[YOUR INSTRUCTIONS] Sort through the entries below and pull out lines containing the word "this".
[START OF PROVIDED RECORDS]
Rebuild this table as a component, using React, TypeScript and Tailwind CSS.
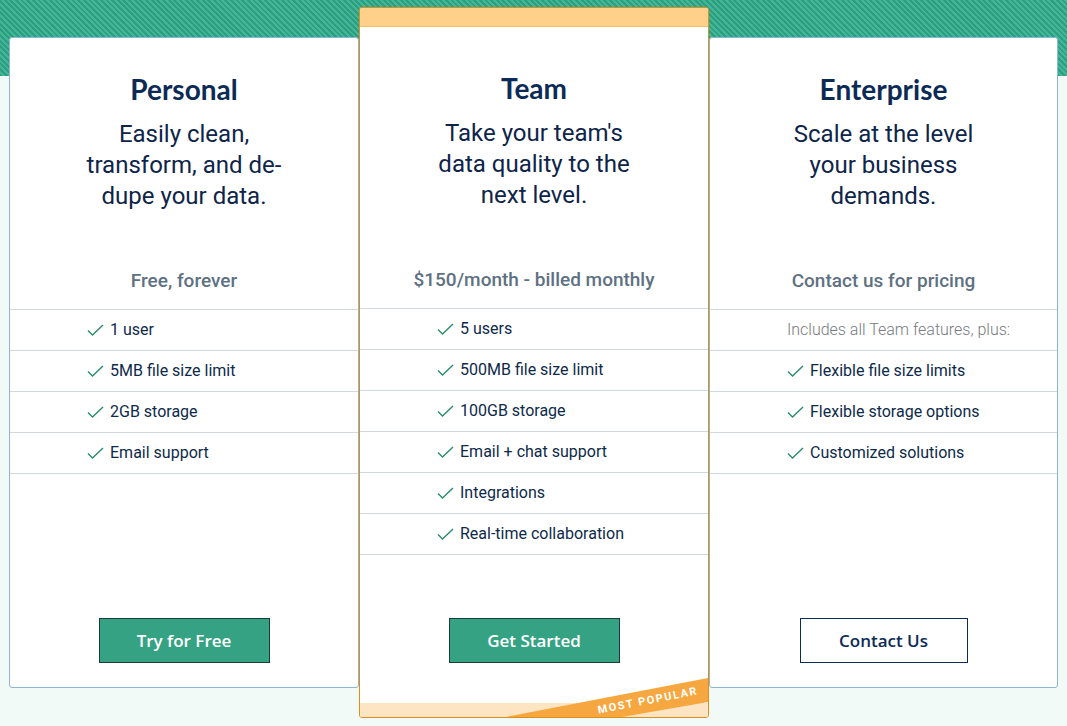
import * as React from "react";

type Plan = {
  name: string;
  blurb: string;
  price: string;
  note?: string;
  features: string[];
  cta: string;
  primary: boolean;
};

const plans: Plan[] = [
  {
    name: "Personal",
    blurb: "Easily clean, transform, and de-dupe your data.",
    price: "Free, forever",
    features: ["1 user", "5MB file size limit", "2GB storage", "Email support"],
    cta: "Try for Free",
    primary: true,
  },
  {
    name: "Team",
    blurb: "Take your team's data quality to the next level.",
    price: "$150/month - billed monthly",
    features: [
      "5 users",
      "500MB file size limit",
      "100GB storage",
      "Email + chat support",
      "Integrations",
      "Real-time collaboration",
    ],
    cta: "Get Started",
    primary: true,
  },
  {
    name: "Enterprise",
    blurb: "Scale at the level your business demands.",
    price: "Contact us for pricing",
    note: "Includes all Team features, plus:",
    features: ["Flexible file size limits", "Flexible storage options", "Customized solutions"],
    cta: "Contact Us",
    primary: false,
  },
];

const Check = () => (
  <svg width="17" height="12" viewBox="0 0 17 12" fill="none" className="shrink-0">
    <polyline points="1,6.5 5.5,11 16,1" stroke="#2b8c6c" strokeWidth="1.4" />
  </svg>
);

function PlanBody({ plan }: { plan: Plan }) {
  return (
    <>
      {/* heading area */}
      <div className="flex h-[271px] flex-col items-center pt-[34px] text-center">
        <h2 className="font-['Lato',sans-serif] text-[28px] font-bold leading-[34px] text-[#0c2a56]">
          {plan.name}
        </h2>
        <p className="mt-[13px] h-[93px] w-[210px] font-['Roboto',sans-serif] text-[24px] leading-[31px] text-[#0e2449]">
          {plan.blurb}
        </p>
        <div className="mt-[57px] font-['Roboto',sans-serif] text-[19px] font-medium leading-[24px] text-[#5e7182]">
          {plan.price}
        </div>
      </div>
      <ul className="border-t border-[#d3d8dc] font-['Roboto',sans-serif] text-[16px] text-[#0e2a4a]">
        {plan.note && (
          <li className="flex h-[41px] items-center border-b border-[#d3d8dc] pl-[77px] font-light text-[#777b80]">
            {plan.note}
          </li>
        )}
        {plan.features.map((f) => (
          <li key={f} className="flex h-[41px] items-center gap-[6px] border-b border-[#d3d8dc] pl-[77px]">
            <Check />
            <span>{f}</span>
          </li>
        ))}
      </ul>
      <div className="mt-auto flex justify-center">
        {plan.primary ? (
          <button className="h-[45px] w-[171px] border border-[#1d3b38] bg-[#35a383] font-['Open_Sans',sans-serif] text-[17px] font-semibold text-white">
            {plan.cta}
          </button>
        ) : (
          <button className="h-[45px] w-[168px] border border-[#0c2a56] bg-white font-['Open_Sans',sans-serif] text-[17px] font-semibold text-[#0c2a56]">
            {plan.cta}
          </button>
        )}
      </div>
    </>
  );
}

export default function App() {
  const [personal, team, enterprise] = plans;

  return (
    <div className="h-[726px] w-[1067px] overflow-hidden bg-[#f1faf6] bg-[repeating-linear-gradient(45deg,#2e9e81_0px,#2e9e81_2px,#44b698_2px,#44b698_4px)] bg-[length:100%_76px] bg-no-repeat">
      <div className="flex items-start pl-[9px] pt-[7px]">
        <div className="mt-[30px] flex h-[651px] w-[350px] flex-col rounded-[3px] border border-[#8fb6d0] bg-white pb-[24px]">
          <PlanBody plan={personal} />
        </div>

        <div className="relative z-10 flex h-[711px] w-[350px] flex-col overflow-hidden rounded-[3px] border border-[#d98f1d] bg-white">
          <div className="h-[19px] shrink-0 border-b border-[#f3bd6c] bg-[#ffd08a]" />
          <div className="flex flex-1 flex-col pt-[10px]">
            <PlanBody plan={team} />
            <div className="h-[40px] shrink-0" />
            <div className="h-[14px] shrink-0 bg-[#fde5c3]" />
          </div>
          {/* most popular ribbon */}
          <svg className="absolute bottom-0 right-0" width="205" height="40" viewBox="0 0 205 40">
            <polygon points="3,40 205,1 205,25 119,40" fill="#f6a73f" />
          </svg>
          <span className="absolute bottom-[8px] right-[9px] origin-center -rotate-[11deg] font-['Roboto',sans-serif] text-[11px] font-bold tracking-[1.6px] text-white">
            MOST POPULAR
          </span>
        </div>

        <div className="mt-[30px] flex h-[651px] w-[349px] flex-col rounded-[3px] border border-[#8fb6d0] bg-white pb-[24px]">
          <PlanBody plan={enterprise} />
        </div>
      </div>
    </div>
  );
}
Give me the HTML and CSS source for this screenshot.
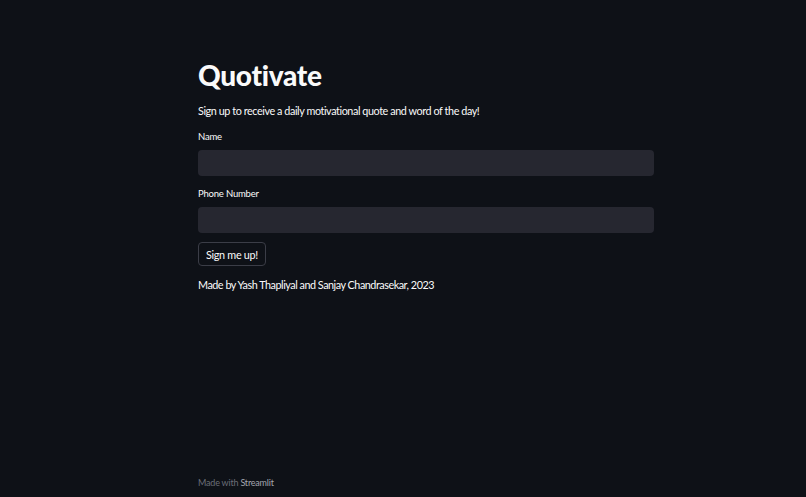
[END OF PROVIDED RECORDS]
[TASK OUTPUT]
Rebuild this table as a component, using React, TypeScript and Tailwind CSS.
Give me the HTML and CSS source for this screenshot.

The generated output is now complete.